In the overnight hours last week, authorities in Paris spotted unmanned drones buzzing the Eiffel Tower, the Bastille, the Place de la Concorde the U.S. Embassy and other high-profile landmarks.

Why? It's still a mystery.

But whatever the reason, this swarming incident has convinced me: While there's still time — if there's still time — we must ban drones.

I don't mean restrict the areas or altitudes where they can fly. I don't mean tighten regulations on the purposes to which private citizens and law enforcement can use them. Many jurisdictions have already instituted partial crackdowns.
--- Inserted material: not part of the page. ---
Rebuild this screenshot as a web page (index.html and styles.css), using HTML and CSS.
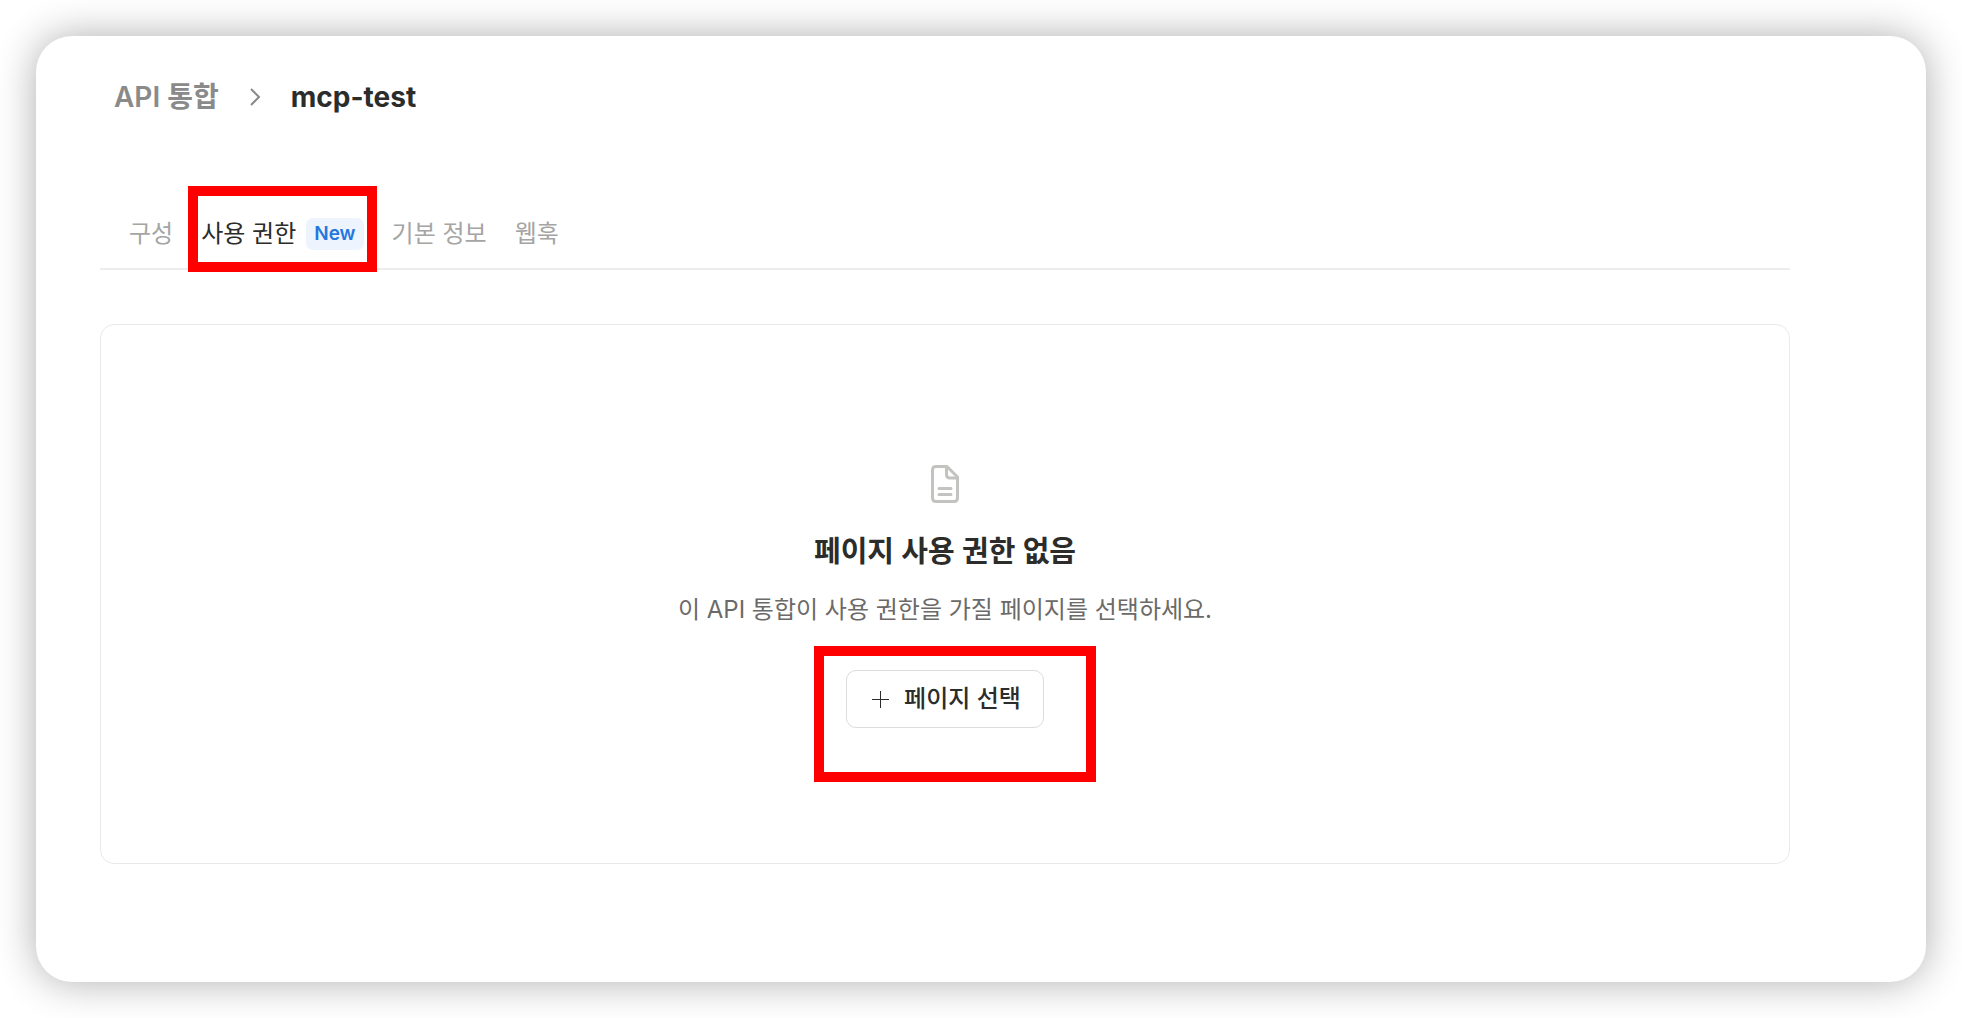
FILE: index.html
```html
<!DOCTYPE html>
<html lang="ko">
<head>
<meta charset="utf-8">
<meta name="viewport" content="width=device-width, initial-scale=1">
<title>API 통합 - mcp-test</title>
<link rel="stylesheet" href="styles.css">
</head>
<body>
<main class="window">
  <nav class="breadcrumb" aria-label="breadcrumb">
    <a class="crumb" href="#">API 통합</a>
    <svg class="chevron" viewBox="0 0 12 20" aria-hidden="true"><path d="M2 2l8 8-8 8"/></svg>
    <h1 class="title">mcp-test</h1>
  </nav>

  <div class="tabs" role="tablist">
    <button class="tab" type="button" role="tab" aria-selected="false">구성</button>
    <button class="tab tab-active" type="button" role="tab" aria-selected="true">사용 권한<span class="badge">New</span></button>
    <button class="tab" type="button" role="tab" aria-selected="false">기본 정보</button>
    <button class="tab" type="button" role="tab" aria-selected="false">웹훅</button>
  </div>

  <section class="card">
    <svg class="page-icon" viewBox="0 0 28 38" aria-hidden="true">
      <path d="M5 1.500H16L26.500 12V33Q26.500 36.500 23 36.500H5Q1.500 36.500 1.500 33V5Q1.500 1.500 5 1.500Z"/>
      <path d="M15.500 2V9.500Q15.500 13 19 13H26.500"/>
      <path class="page-lines" d="M8 23.500H20M8 29.500H20"/>
    </svg>
    <h2 class="heading">페이지 사용 권한 없음</h2>
    <p class="description">이 API 통합이 사용 권한을 가질 페이지를 선택하세요.</p>
    <div class="action">
      <button class="select-button" type="button">
        <svg class="plus" viewBox="0 0 17 17" aria-hidden="true"><path d="M8.500 0v17M0 8.500h17"/></svg>
        페이지 선택
      </button>
    </div>
  </section>
</main>
</body>
</html>
```
FILE: styles.css
```css
* {
  box-sizing: border-box;
}

body {
  margin: 0;
  padding: 36px;
  background: #fff;
  color: #2c2c2b;
  font-family: Inter, "Noto Sans CJK KR", sans-serif;
  font-size: 24px;
  line-height: 32px;
}

button {
  margin: 0;
  font: inherit;
  color: inherit;
  cursor: pointer;
}

svg {
  fill: none;
  stroke: currentColor;
}

.window {
  padding: 41px 136px 118px 64px;
  border-radius: 36px;
  background: #fff;
  box-shadow: 0 0 40px rgba(0, 0, 0, 0.32);
}

.breadcrumb {
  display: flex;
  align-items: center;
  gap: 30px;
  padding-left: 14px;
  line-height: 40px;
}

.crumb {
  color: #8a8a8a;
  font-size: 28px;
  font-weight: 600;
  text-decoration: none;
}

.chevron {
  width: 12px;
  height: 20px;
  color: #8a8a8a;
  stroke-width: 2;
}

.title {
  margin: 0;
  font-size: 28px;
  font-weight: 700;
}

.tabs {
  display: flex;
  gap: 28px;
  margin-top: 79px;
  padding-left: 29px;
  border-bottom: 2px solid #ededed;
}

.tab {
  display: flex;
  align-items: center;
  gap: 10px;
  height: 72px;
  padding: 4px 0 0;
  border: 0;
  background: none;
  color: #a5a5a4;
}

.tab-active {
  position: relative;
  color: #2c2c2b;
}

.badge {
  padding: 0 8px;
  border-radius: 7px;
  background: #edf4fd;
  color: #2478df;
  font-size: 19px;
  font-weight: 600;
}

/* Red callouts around the active tab and the button */
.tab-active::after,
.action::after {
  content: "";
  position: absolute;
  border: 10px solid #f00;
  pointer-events: none;
}

.tab-active::after {
  inset: -10px -13px -4px -13px;
}

.card {
  display: flex;
  flex-direction: column;
  align-items: center;
  margin-top: 54px;
  padding: 140px 24px 135px;
  border: 1px solid #e9e9e8;
  border-radius: 14px;
}

.page-icon {
  width: 28px;
  height: 38px;
  color: #c3c3bf;
  stroke-width: 3;
  stroke-linejoin: round;
}

.page-lines {
  stroke-width: 3;
  stroke-linecap: round;
}

.heading {
  margin: 29px 0 0;
  font-size: 29px;
  font-weight: 600;
  line-height: 40px;
}

.description {
  margin: 22px 0 0;
  color: #6b6a68;
}

.action {
  position: relative;
  margin-top: 44px;
}

.action::after {
  inset: -24px -52px -54px -32px;
}

.select-button {
  display: flex;
  align-items: center;
  gap: 15px;
  height: 58px;
  padding: 0 22px 0 25px;
  border: 1px solid #dcdcdb;
  border-radius: 10px;
  background: #fff;
  font-weight: 500;
}

.plus {
  width: 17px;
  height: 17px;
  stroke-width: 1;
}
```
A drone capable of delivering a package to your door will also be capable of delivering a small bomb.- Eric Zorn

I mean ban them outright. Prohibit their ownership and use for all but the most limited law-enforcement and military purposes. I mean pass legislation and create international norms to treat these small, unmanned flying vehicles the way the law treats machine guns and chemical weapons — as devices so inherently fraught with potential peril that whatever positive uses they may have aren't worth the risks they pose.
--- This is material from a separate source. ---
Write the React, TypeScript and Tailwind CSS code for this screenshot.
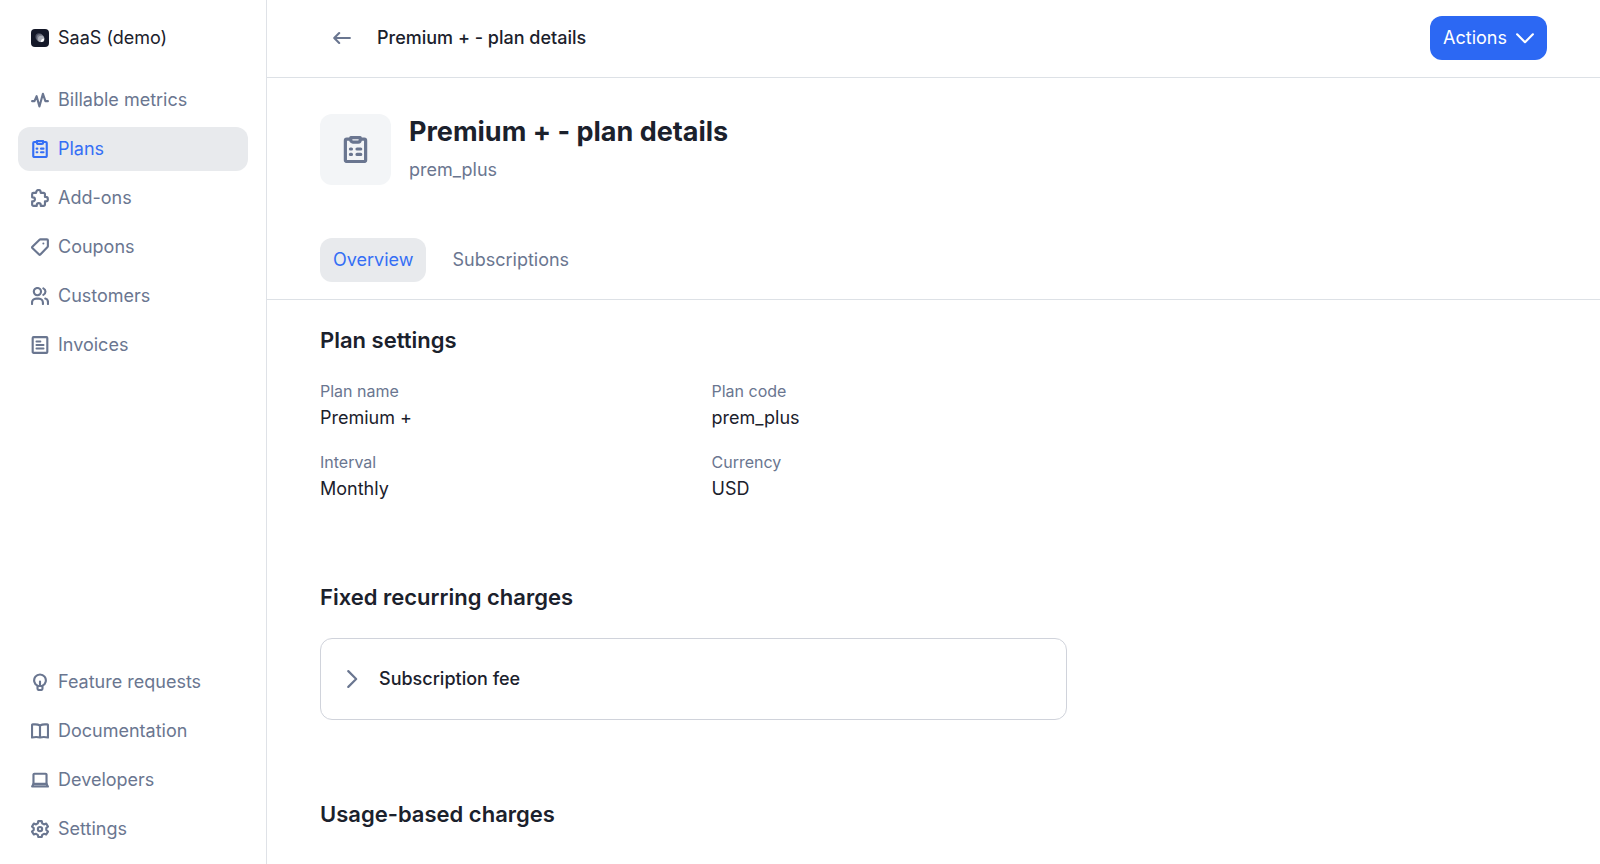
import { useState } from 'react';
import type { ReactNode } from 'react';

interface IconProps {
  className?: string;
}

interface NavEntry {
  label: string;
  icon: (props: IconProps) => ReactNode;
}

interface SvgProps extends IconProps {
  children: ReactNode;
}

function Svg({ className = 'size-[18px]', children }: SvgProps) {
  return (
    <svg
      className={`shrink-0 ${className}`}
      viewBox="0 0 16 16"
      fill="none"
      stroke="currentColor"
      strokeWidth="1.9"
      strokeLinecap="round"
      strokeLinejoin="round"
      aria-hidden="true"
    >
      {children}
    </svg>
  );
}

function PulseIcon({ className }: IconProps) {
  return (
    <Svg className={className}>
      <path d="M1 9h2.1l1.9-4.4 2.500 9.200 3.100-11.300 2.200 6.500H15" />
    </Svg>
  );
}

function PlanIcon({ className }: IconProps) {
  return (
    <Svg className={className}>
      <path d="M5 1.800H2.800a.8.8 0 0 0-.8.800v11.700a.8.8 0 0 0 .8.800h10.400a.8.8 0 0 0 .8-.8V2.600a.8.8 0 0 0-.8-.8H11" />
      <path d="M5.200 1h5.600v1.400a1.200 1.200 0 0 1-1.200 1.200H6.400a1.200 1.200 0 0 1-1.200-1.200z" />
      <path d="M5 7.700h.6M8.900 7.700h2.200M5 10.900h.6M8.900 10.900h2.200" />
    </Svg>
  );
}

function PuzzleIcon({ className }: IconProps) {
  return (
    <Svg className={className}>
      <path d="M4.600 3.400v-.5a2 2 0 0 1 4 0v.5h2.600a1.200 1.200 0 0 1 1.200 1.200V7h.6a2 2 0 0 1 0 4h-.6v2.800a1.200 1.200 0 0 1-1.200 1.200H8.700v-.6a1.800 1.800 0 0 0-3.600 0v.6H2.200A1.200 1.200 0 0 1 1 13.800V11h.7a1.800 1.800 0 0 0 0-3.600H1V4.600a1.200 1.200 0 0 1 1.200-1.200z" />
    </Svg>
  );
}

function CouponIcon({ className }: IconProps) {
  return (
    <Svg className={className}>
      <path d="M8.300 1.200h5.900a.8.8 0 0 1 .8.800v5.300a1 1 0 0 1-.3.700l-6.400 6.700a.8.8 0 0 1-1.100 0L1.200 8.900a.8.8 0 0 1 0-1.100l6.400-6.300a1 1 0 0 1 .7-.3z" />
      <circle cx="11" cy="4.9" r=".9" fill="currentColor" stroke="none" />
    </Svg>
  );
}

function CustomersIcon({ className }: IconProps) {
  return (
    <Svg className={className}>
      <circle cx="5.7" cy="4.1" r="3.2" />
      <path d="M11 1.200a3.200 3.200 0 0 1 0 5.800" />
      <path d="M.9 15.100v-1.200a3.600 3.600 0 0 1 3.600-3.600h2.500a3.600 3.600 0 0 1 3.600 3.600v1.200" />
      <path d="M12.700 10.300a3.200 3.200 0 0 1 2.400 3.200v1.600" />
    </Svg>
  );
}

function InvoiceIcon({ className }: IconProps) {
  return (
    <Svg className={className}>
      <rect x="1.5" y="1" width="13" height="14" rx=".8" />
      <path d="M4.800 4.900h3.600M4.800 8h6.400M4.800 11.100h6.400" strokeWidth="1.6" />
    </Svg>
  );
}

function BulbIcon({ className }: IconProps) {
  return (
    <Svg className={className}>
      <path d="M5.800 11.200a5.200 5.200 0 1 1 4.400 0v2.500a1.400 1.400 0 0 1-1.400 1.400H7.200a1.400 1.400 0 0 1-1.400-1.400z" />
      <path d="M8 7.600v3.600M5.800 11.600h4.400" />
    </Svg>
  );
}

function BookIcon({ className }: IconProps) {
  return (
    <Svg className={className}>
      <path d="M8 3.100c-1.300-.7-2.700-1-4.200-1H1.600a.7.7 0 0 0-.7.700v11c2.700-.6 4.900-.6 7.100 0 2.200-.6 4.400-.6 7.100 0v-11a.7.7 0 0 0-.7-.7h-2.200c-1.500 0-2.900.3-4.200 1zM8 3.100v10.700" />
    </Svg>
  );
}

function LaptopIcon({ className }: IconProps) {
  return (
    <Svg className={className}>
      <path d="M2.200 11.500V3.200a.8.8 0 0 1 .8-.8h10a.8.8 0 0 1 .8.800v8.300" />
      <path d="M2.200 11.500h11.600l1.200 2.300H1z" fill="currentColor" fillOpacity=".4" />
    </Svg>
  );
}

function GearIcon({ className }: IconProps) {
  return (
    <Svg className={className}>
      <path d="M6.500 1h3l.5 2 1.500.9 2-.7 1.600 2.600-1.500 1.400v1.700l1.500 1.400-1.600 2.600-2-.6-1.500.9-.5 1.900h-3L6 13.200l-1.500-.9-2 .6L.9 10.300l1.500-1.400V7.200L.9 5.800l1.600-2.600 2 .7L6 3z" />
      <circle cx="8" cy="8.1" r="1.9" />
    </Svg>
  );
}

function ArrowLeftIcon({ className }: IconProps) {
  return (
    <Svg className={className}>
      <path d="M15 8H1.100M5.500 3.600L1.100 8l4.400 4.400" />
    </Svg>
  );
}

function ChevronRightIcon({ className }: IconProps) {
  return (
    <Svg className={className}>
      <path d="M4.700 1l7 7-7 7" />
    </Svg>
  );
}

function ChevronDownIcon({ className }: IconProps) {
  return (
    <Svg className={className}>
      <path d="M1 4.700l7 7 7-7" />
    </Svg>
  );
}

function OrgLogo() {
  return (
    <svg className="size-[18px] shrink-0" viewBox="0 0 18 18" aria-hidden="true">
      <rect width="18" height="18" rx="4" fill="#141828" />
      <circle cx="8" cy="7.8" r="3.6" fill="#4a4f60" />
      <circle cx="9.2" cy="8.9" r="3.6" fill="#777b88" />
      <circle cx="10.2" cy="9.9" r="3.2" fill="#a9acb6" />
      <path d="M13.200 9.600a3.500 3.500 0 0 1-3.400 3.600c-.2-2.100 1.300-3.600 3.400-3.600z" fill="#fff" />
    </svg>
  );
}

const mainNav: NavEntry[] = [
  { label: 'Billable metrics', icon: PulseIcon },
  { label: 'Plans', icon: PlanIcon },
  { label: 'Add-ons', icon: PuzzleIcon },
  { label: 'Coupons', icon: CouponIcon },
  { label: 'Customers', icon: CustomersIcon },
  { label: 'Invoices', icon: InvoiceIcon },
];

const bottomNav: NavEntry[] = [
  { label: 'Feature requests', icon: BulbIcon },
  { label: 'Documentation', icon: BookIcon },
  { label: 'Developers', icon: LaptopIcon },
  { label: 'Settings', icon: GearIcon },
];

const planSettings = [
  { label: 'Plan name', value: 'Premium +' },
  { label: 'Plan code', value: 'prem_plus' },
  { label: 'Interval', value: 'Monthly' },
  { label: 'Currency', value: 'USD' },
];

const tabs = ['Overview', 'Subscriptions'];

interface NavListProps {
  items: NavEntry[];
  active: string;
  onSelect: (label: string) => void;
}

function NavList({ items, active, onSelect }: NavListProps) {
  return (
    <ul className="flex flex-col gap-[5px]">
      {items.map(({ label, icon: Icon }) => (
        <li key={label}>
          <a
            href="#"
            onClick={() => onSelect(label)}
            className={`flex h-11 items-center gap-[9px] rounded-xl px-[13px] ${
              active === label
                ? 'bg-[#e8eaed] text-[#356ff5]'
                : 'text-[#6a7690] hover:bg-gray-100'
            }`}
          >
            <Icon />
            {label}
          </a>
        </li>
      ))}
    </ul>
  );
}

export default function App() {
  const [activeNav, setActiveNav] = useState('Plans');
  const [activeTab, setActiveTab] = useState('Overview');
  const [isFeeOpen, setIsFeeOpen] = useState(false);

  return (
    <div className="flex h-screen bg-white font-['Inter',sans-serif] text-lg leading-7 text-[#1b212c]">
      {/* SIDEBAR */}
      <aside className="flex w-[267px] shrink-0 flex-col border-r border-[#dfe2e7] px-[18px] pt-4 pb-[13px]">
        <button className="mb-[18px] flex h-11 items-center gap-[9px] rounded-xl px-[13px]">
          <OrgLogo />
          SaaS (demo)
        </button>

        <nav className="flex flex-1 flex-col justify-between">
          <NavList items={mainNav} active={activeNav} onSelect={setActiveNav} />
          <NavList items={bottomNav} active={activeNav} onSelect={setActiveNav} />
        </nav>
      </aside>

      <main className="min-w-0 flex-1 overflow-y-auto">
        {/* TOP BAR */}
        <header className="flex h-[78px] items-center justify-between border-b border-[#dde1e6] px-[53px] pb-[2px]">
          <div className="flex items-center gap-[13px]">
            <button aria-label="Back" className="flex size-11 items-center justify-center rounded-xl text-[#6a7690]">
              <ArrowLeftIcon />
            </button>
            <span className="font-medium">Premium + - plan details</span>
          </div>

          <button className="flex h-11 items-center gap-[9px] rounded-xl bg-[#2c68f3] px-[13px] text-white">
            Actions
            <ChevronDownIcon />
          </button>
        </header>

        {/* PLAN HEADING */}
        <section className="border-b border-[#dde1e6] px-[53px] pt-9 pb-[17px]">
          <div className="flex items-center gap-[18px]">
            <div className="flex size-[71px] items-center justify-center rounded-xl bg-[#f3f5f7] text-[#6a7690]">
              <PlanIcon className="size-[27px]" />
            </div>
            <div>
              <h1 className="text-[27px] leading-8 font-bold">Premium + - plan details</h1>
              <p className="pt-2 text-[#6a7690]">prem_plus</p>
            </div>
          </div>

          <div role="tablist" className="mt-[53px] flex gap-[13px]">
            {tabs.map((tab) => (
              <button
                key={tab}
                role="tab"
                aria-selected={activeTab === tab}
                onClick={() => setActiveTab(tab)}
                className={`h-11 rounded-xl px-[13px] ${
                  activeTab === tab ? 'bg-[#e8eaed] text-[#356ff5]' : 'text-[#6a7690]'
                }`}
              >
                {tab}
              </button>
            ))}
          </div>
        </section>

        {/* PLAN CONTENT */}
        <div className="flex max-w-[853px] flex-col gap-[78px] px-[53px] pt-6">
          <section>
            <h2 className="text-[22px] leading-8 font-semibold">Plan settings</h2>
            <dl className="mt-[23px] grid grid-cols-2 gap-x-9 gap-y-[18px]">
              {planSettings.map((item) => (
                <div key={item.label} className="flex flex-col gap-px">
                  <dt className="text-base leading-6 text-[#6a7690]">{item.label}</dt>
                  <dd>{item.value}</dd>
                </div>
              ))}
            </dl>
          </section>

          <section>
            <h2 className="text-[22px] leading-8 font-semibold">Fixed recurring charges</h2>
            <button
              aria-expanded={isFeeOpen}
              onClick={() => setIsFeeOpen(!isFeeOpen)}
              className="mt-[25px] flex h-[82px] w-full items-center gap-[18px] rounded-xl border border-[#d0d3db] px-[22px] font-medium"
            >
              <ChevronRightIcon className="size-[18px] text-[#6a7690]" />
              Subscription fee
            </button>
          </section>

          <section>
            <h2 className="text-[22px] leading-8 font-semibold">Usage-based charges</h2>
          </section>
        </div>
      </main>
    </div>
  );
}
These nimble, remotely piloted aerial machines are a significant threat to public safety, even when flown by people who mean no harm, and an obvious threat to privacy.

Drone enthusiasts wax optimistically about what a boon they are or will be to photographers, retailers, farmers, bridge inspectors and so on — how cheap and easy drones make it to do important jobs.

I fret pessimistically about what a boon they are or will be to terrorists, criminals, goofballs, snoops and so on — how expensive and difficult it will be to create security barriers against their malign use.

An anecdote: In September 2013, members of the German Pirate Party flew a quadrocopter over the crowd at a campaign rally in Dresden as a gesture of protest, and crash-landed it more or less at the feet of German Chancellor Angela Merkeland her defense minister.

The device was basically harmless, but the incident — like the incident in January, when a lost drone crashed on the White House lawn — was ominous. What if it had been weaponized? A flying IED?

A drone capable of delivering a package to your door will also be capable of delivering a small bomb. And I know this sounds alarmist, but poke around online a bit, and you'll see that police departments all over are increasingly concerned about malicious uses of drones as well as the inevitable accidents when they malfunction or wander into protected airspace.

They can fly under the radar, literally and figuratively, and require sophisticated technology to safely disable. Commercial aircraft, power plants, outdoor gatherings and even moderately fortified private homes are vulnerable to stealthy incursions from above.

Drone defenders will argue that hobbyists have flown radio-controlled model airplanes for well more than 50 years without ghastly incident, so all this fretting and legislating is unwarranted.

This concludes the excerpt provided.